CVAIMar 23, 2023

Open-Vocabulary Object Detection using Pseudo Caption Labels

arXiv:2303.13040v120 citationsh-index: 12
Originality Incremental advance
AI Analysis

It addresses the problem of detecting novel objects in computer vision, offering an incremental improvement by enhancing label granularity for better generalization.

The paper tackles open-vocabulary object detection by proposing Pseudo Caption Labeling (PCL), a method that uses image captioning to generate fine-grained labels for knowledge distillation, achieving an AP of 34.5 and APr of 30.6 on the LVIS benchmark.

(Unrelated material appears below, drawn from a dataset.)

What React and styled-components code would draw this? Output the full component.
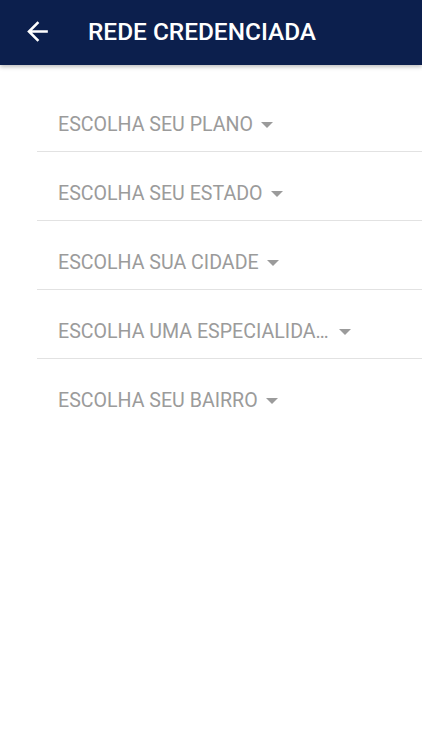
import React from "react";
import styled, { createGlobalStyle } from "styled-components";

const GlobalStyle = createGlobalStyle`
  html, body {
    margin: 0;
    padding: 0;
    background: #ffffff;
    font-family: Roboto, "Liberation Sans", sans-serif;
  }
`;

const Screen = styled.div`
  width: 422px;
  height: 750px;
  background: #ffffff;
  overflow: hidden;
`;

const Header = styled.header`
  height: 65px;
  background: #0c1f4d;
  display: flex;
  align-items: center;
  padding-left: 22px;
  padding-bottom: 2px;
  box-sizing: border-box;
  box-shadow: 0 2px 4px rgba(0, 0, 0, 0.25);
  position: relative;
`;

const BackButton = styled.button`
  background: none;
  border: none;
  padding: 0;
  width: 31px;
  height: 31px;
  display: flex;
  align-items: center;
  justify-content: center;
  cursor: pointer;
`;

const Title = styled.h1`
  margin: 0 0 0 35px;
  color: #ffffff;
  font-size: 24.4px;
  font-weight: 500;
  letter-spacing: 0;
`;

const List = styled.div`
  margin-top: 18px;
  padding-left: 37px;
`;

const Row = styled.div`
  display: flex;
  align-items: center;
  padding: 30px 0 14px 21px;
  border-bottom: ${(p) => (p.last ? "none" : "1px solid #e2e2e2")};
  cursor: pointer;
`;

const Label = styled.span`
  font-size: 19.6px;
  line-height: 24px;
  color: #9b9b9b;
  white-space: nowrap;
  overflow: hidden;
  text-overflow: ellipsis;
  max-width: 273px;
`;

const Caret = styled.span`
  margin-left: 8px;
  width: 0;
  height: 0;
  border-left: 6px solid transparent;
  border-right: 6px solid transparent;
  border-top: 6px solid #9b9b9b;
`;

const options = [
  "ESCOLHA SEU PLANO",
  "ESCOLHA SEU ESTADO",
  "ESCOLHA SUA CIDADE",
  "ESCOLHA UMA ESPECIALIDADE",
  "ESCOLHA SEU BAIRRO",
];

export default function App() {
  return (
    <Screen>
      <GlobalStyle />
      <Header>
        <BackButton aria-label="Voltar">
          <svg width="31" height="31" viewBox="0 0 24 24">
            <path
              d="M20 11H7.83l5.59-5.59L12 4l-8 8 8 8 1.41-1.41L7.83 13H20v-2z"
              fill="#ffffff"
            />
          </svg>
        </BackButton>
        <Title>REDE CREDENCIADA</Title>
      </Header>
      <List>
        {options.map((o, i) => (
          <Row key={o} last={i === options.length - 1}>
            <Label>{o}</Label>
            <Caret />
          </Row>
        ))}
      </List>
    </Screen>
  );
}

Recent open-vocabulary detection methods aim to detect novel objects by distilling knowledge from vision-language models (VLMs) trained on a vast amount of image-text pairs. To improve the effectiveness of these methods, researchers have utilized datasets with a large vocabulary that contains a large number of object classes, under the assumption that such data will enable models to extract comprehensive knowledge on the relationships between various objects and better generalize to unseen object classes. In this study, we argue that more fine-grained labels are necessary to extract richer knowledge about novel objects, including object attributes and relationships, in addition to their names. To address this challenge, we propose a simple and effective method named Pseudo Caption Labeling (PCL), which utilizes an image captioning model to generate captions that describe object instances from diverse perspectives. The resulting pseudo caption labels offer dense samples for knowledge distillation. On the LVIS benchmark, our best model trained on the de-duplicated VisualGenome dataset achieves an AP of 34.5 and an APr of 30.6, comparable to the state-of-the-art performance. PCL's simplicity and flexibility are other notable features, as it is a straightforward pre-processing technique that can be used with any image captioning model without imposing any restrictions on model architecture or training process.